ING Real Estate Finance believes the US multifamily market will continue to be a positive place to allocate capital in the coming year.
The firm expects to close one or two more deals before year end, bringing its total activity to more than 20 transactions and more than $1.5 billion of lending commitments, said Craig Bender, managing director and head of real estate finance. Much of that activity has been in multifamily.
“Most of what we will have done will be in multifamily apartments and a bit in logistics,” Bender told Real Estate Capital USA, citing a $250 million logistics loan on an Amazon-leased building ING originated in October. “We continue to be bullish on the multifamily market.”
ING Real Estate has originated loans across the US, including deals in Minneapolis, Portland, Las Vegas, Oakland, Washington, DC and parts of Florida.
“It’s been a wide geographic mix and for apartments we are more flexible in terms of the markets we will consider than we might be for office,” Bender said. “In terms of office, we are more focused on the top five to 10 markets, but we will definitely go beyond that for multifamily.”
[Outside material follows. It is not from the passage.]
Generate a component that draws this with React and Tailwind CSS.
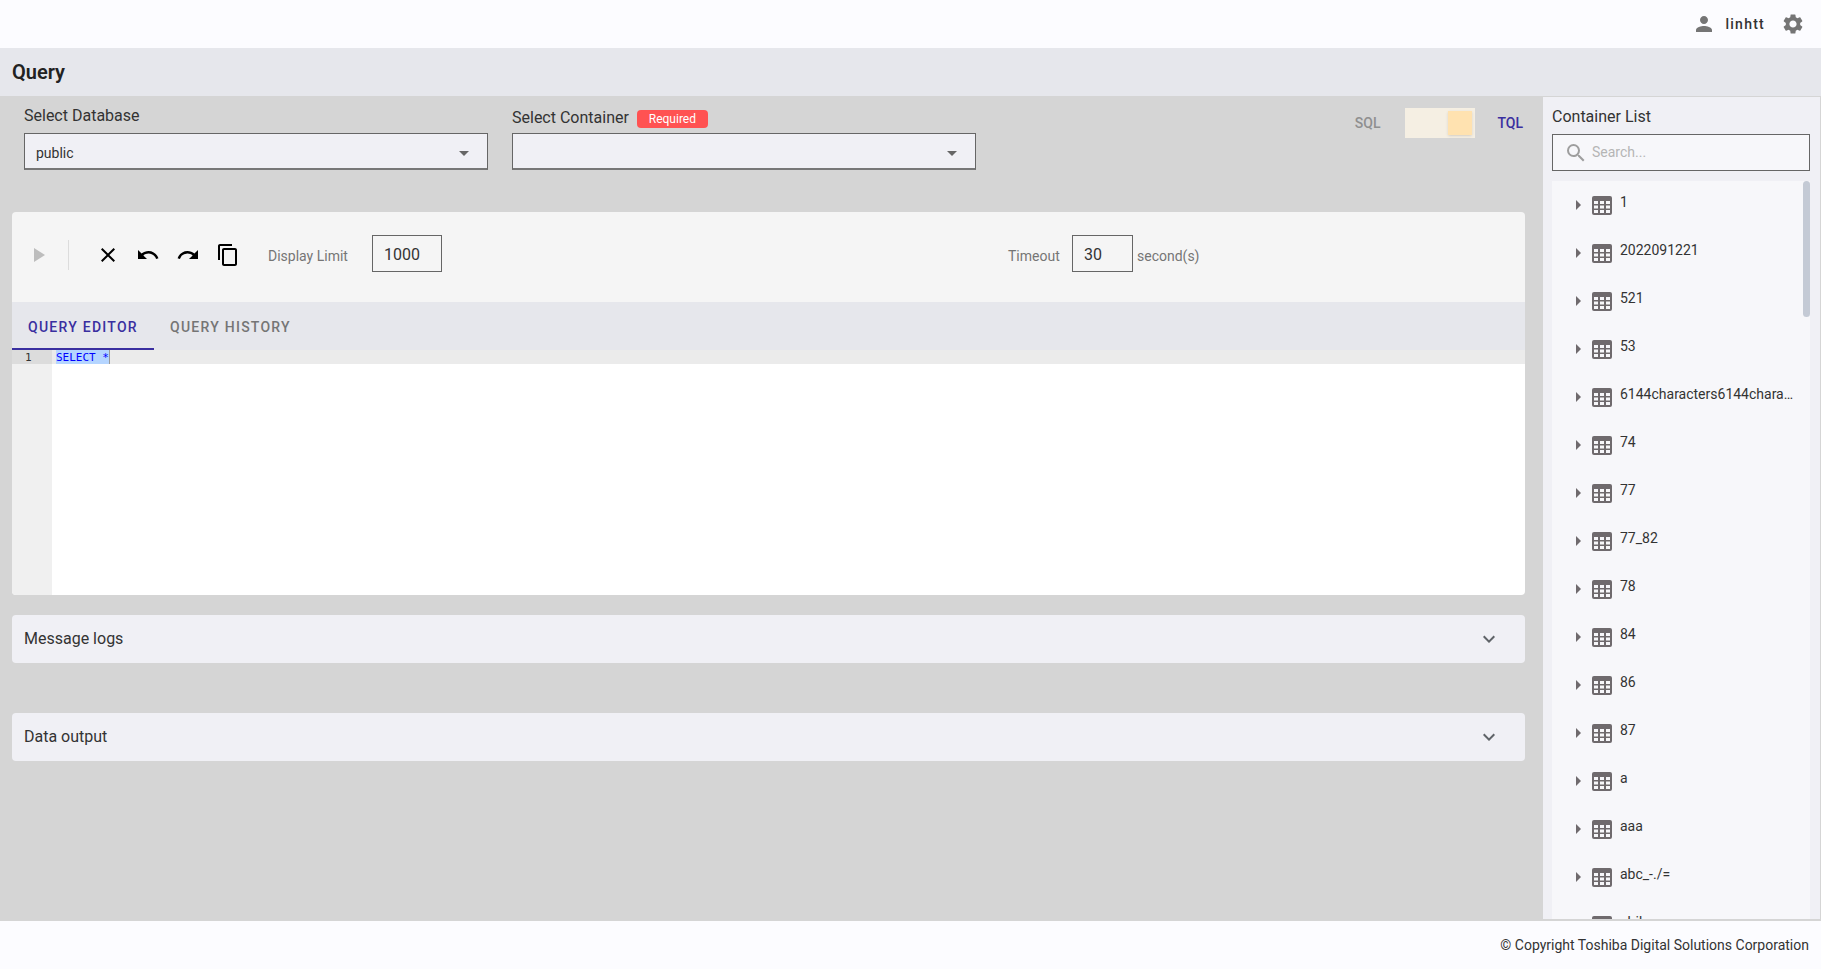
import {
  MdPerson,
  MdSettings,
  MdClose,
  MdUndo,
  MdRedo,
  MdContentCopy,
  MdPlayArrow,
  MdArrowDropDown,
  MdArrowRight,
  MdExpandMore,
  MdSearch,
} from "react-icons/md";

const containers = [
  "1",
  "2022091221",
  "521",
  "53",
  "6144characters6144characters6144characters",
  "74",
  "77",
  "77_82",
  "78",
  "84",
  "86",
  "87",
  "a",
  "aaa",
  "abc_-./=",
  "abiba",
];

const TableIcon = () => (
  <svg width="20" height="19" viewBox="0 0 20 19" className="shrink-0 ml-[2px] mt-[1px]">
    <rect width="20" height="19" rx="2" fill="#6f6a6d" />
    <rect x="2" y="5" width="4" height="3" fill="#f7f7fa" />
    <rect x="8" y="5" width="4" height="3" fill="#f7f7fa" />
    <rect x="14" y="5" width="4" height="3" fill="#f7f7fa" />
    <rect x="2" y="9.5" width="4" height="3" fill="#f7f7fa" />
    <rect x="8" y="9.5" width="4" height="3" fill="#f7f7fa" />
    <rect x="14" y="9.5" width="4" height="3" fill="#f7f7fa" />
    <rect x="2" y="14" width="4" height="3" fill="#f7f7fa" />
    <rect x="8" y="14" width="4" height="3" fill="#f7f7fa" />
    <rect x="14" y="14" width="4" height="3" fill="#f7f7fa" />
  </svg>
);

const Select = ({ value }) => (
  <div className="w-[464px] h-[37px] border border-[#666] border-b-2 border-b-[#777] bg-[#f0f0f5] flex items-center justify-between pt-[4px] pl-[11px] pr-[11px] text-[14px] text-[#333]">
    <span>{value}</span>
    <MdArrowDropDown className="text-[24px] text-[#666]" />
  </div>
);

const Accordion = ({ title, className }) => (
  <div className={`h-[48px] rounded bg-[#f0f0f5] flex items-center justify-between pl-[12px] pr-[24px] text-[16px] text-[#333] ${className}`}>
    <span>{title}</span>
    <MdExpandMore className="text-[24px] text-[#5f6368]" />
  </div>
);

const App = () => {
  return (
    <div className="h-[969px] w-full flex flex-col overflow-hidden bg-[#d5d5d5] font-['Roboto',sans-serif]">
      <header className="h-[48px] shrink-0 bg-[#fcfcff] flex items-center justify-end pr-[16px]">
        <MdPerson className="text-[24px] text-[#757575]" />
        <span className="ml-[9px] text-[14px] font-medium tracking-[1.25px] text-[#333]">linhtt</span>
        <MdSettings className="ml-[16px] text-[24px] text-[#757575]" />
      </header>

      <div className="h-[48px] shrink-0 bg-[#e6e7ec] flex items-center pl-[12px] text-[20px] font-semibold text-[#222]">
        Query
      </div>

      <div className="flex-1 flex min-h-0">
        <main className="flex-1 min-w-0 pl-[12px] pr-[17px]">
          <div className="h-[116px] flex">
            <div className="ml-[12px] mr-[24px]">
              <div className="h-[37px] pt-[2px] flex items-center text-[16px] text-[#333]">Select Database</div>
              <Select value="public" />
            </div>
            <div>
              <div className="h-[37px] pt-[6px] flex items-center gap-[8px] text-[16px] text-[#333]">
                Select Container
                <span className="h-[18px] w-[71px] mt-[2px] rounded bg-[#ff5252] text-white text-[12px] flex items-center justify-center">Required</span>
              </div>
              <Select value="" />
            </div>
            <div className="ml-auto h-[30px] mt-[12px] flex items-center">
              <span className="text-[14px] font-medium text-[#8f8f8f]">SQL</span>
              <div className="ml-[25px] w-[70px] h-[30px] bg-[#f5efe3] flex items-center justify-end pr-[3px]">
                <div className="w-[24px] h-[24px] bg-[#ffe2b0] shadow" />
              </div>
              <span className="ml-[22px] mr-[2px] text-[14px] font-medium text-[#3a2fa0]">TQL</span>
            </div>
          </div>

          <section className="rounded overflow-hidden">
            <div className="h-[90px] bg-[#f5f5f5] flex items-center pl-[17px] pb-[7px]">
              <MdPlayArrow className="text-[24px] text-[#bdbdbd] -ml-[3px] mt-[2px]" />
              <div className="ml-[18px] w-px h-[30px] mt-[2px] bg-[#dcdcdc]" />
              <MdClose className="ml-[27px] mt-[2px] text-[24px] text-black" />
              <MdUndo className="ml-[16px] mt-[2px] text-[24px] text-black" />
              <MdRedo className="ml-[16px] mt-[2px] text-[24px] text-black" />
              <MdContentCopy className="ml-[16px] mt-[2px] text-[24px] text-black" />
              <span className="ml-[28px] mt-[5px] text-[14px] text-[#757575] w-[80px]">Display Limit</span>
              <div className="ml-[24px] w-[70px] h-[37px] border border-[#666] flex items-center pl-[11px] pt-[2px] text-[16px] text-[#333]">1000</div>
              <span className="ml-[566px] mt-[5px] text-[14px] text-[#757575] w-[52px]">Timeout</span>
              <div className="ml-[12px] w-[61px] h-[37px] border border-[#666] flex items-center pl-[11px] pt-[2px] text-[16px] text-[#333]">30</div>
              <span className="ml-[4px] mt-[5px] text-[14px] text-[#757575]">second(s)</span>
            </div>

            <div className="h-[48px] bg-[#e6e7ec] flex items-stretch text-[14px] font-medium tracking-[1.25px]">
              <div className="w-[142px] pl-[16px] pt-[5px] flex items-center text-[#3a2fa0] border-b-2 border-[#3a2fa0]">QUERY EDITOR</div>
              <div className="pl-[16px] pt-[3px] flex items-center text-[#757575]">QUERY HISTORY</div>
            </div>

            <div className="h-[245px] bg-white flex font-['DejaVu_Sans_Mono',monospace] text-[11px]">
              <div className="w-[40px] shrink-0 bg-[#f0f0f0]">
                <div className="h-[14px] bg-[#dcdcdc] text-[#333] leading-[16px] pl-[13px]">1</div>
              </div>
              <div className="flex-1">
                <div className="h-[14px] bg-[#ebebeb] leading-[16px] pl-[4px] flex">
                  <span className="bg-[#b5d5ff] text-[#0000ff] h-[14px]">SELECT *</span>
                  <span className="w-px bg-[#9a9a9a]" />
                </div>
              </div>
            </div>
          </section>

          <Accordion title="Message logs" className="mt-[20px]" />
          <Accordion title="Data output" className="mt-[50px]" />
        </main>

        <aside className="w-[279px] shrink-0 bg-[#f0f0f5] border border-[#d5d5d5] pl-[9px] pr-[10px] flex flex-col min-h-0">
          <div className="h-[37px] pt-[2px] flex items-center text-[16px] text-[#333]">Container List</div>
          <div className="h-[37px] border border-[#666] bg-[#f7f7fa] flex items-center pl-[11px] text-[14px] text-[#b5b5b5]">
            <MdSearch className="text-[24px] text-[#9e9e9e] mr-[4px]" />
            Search...
          </div>
          <div className="relative mt-[10px] flex-1 min-h-0 overflow-hidden bg-[#f7f7fa]">
            {containers.map((name) => (
              <div key={name} className="h-[48px] flex pt-[14px] pl-[14px] pr-[12px]">
                <MdArrowRight className="text-[24px] text-[#6f6a6d] -mt-[2px] shrink-0" />
                <TableIcon />
                <span className="ml-[8px] -mt-[3px] text-[14px] leading-[20px] text-[#333] truncate">{name}</span>
              </div>
            ))}
            <div className="absolute top-0 right-0 w-[7px] h-[136px] rounded bg-[#c4cad5]" />
          </div>
        </aside>
      </div>

      <footer className="h-[49px] shrink-0 bg-[#fcfcff] border-t border-[#d5d5d5] flex items-center justify-end pr-[12px] text-[14px] text-[#333]">
        © Copyright Toshiba Digital Solutions Corporation
      </footer>
    </div>
  );
};

export default App;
While the firm’s office lending has been limited, it has seen a small amount of activity from owners who want to upgrade lower-quality buildings to higher-quality properties. “I think the real question, however, is where do rents shake out. A lot of older buildings have a lot of character, and it is part of the branding,” Bender said. “I think some companies want to be in a more unique space than a large glass tower.”
As the year draws to a close, ING is looking ahead to the transition toward SOFR as the expected benchmark for floating-rate loans after LIBOR’s expected sunset on December 31.
“We have been talking about this transition for some time and believe it is a positive,” Bender said. “There are a lot of legacy loans that will have to transition to SOFR, and the market seems to be quickly coalescing around SOFR as the benchmark.”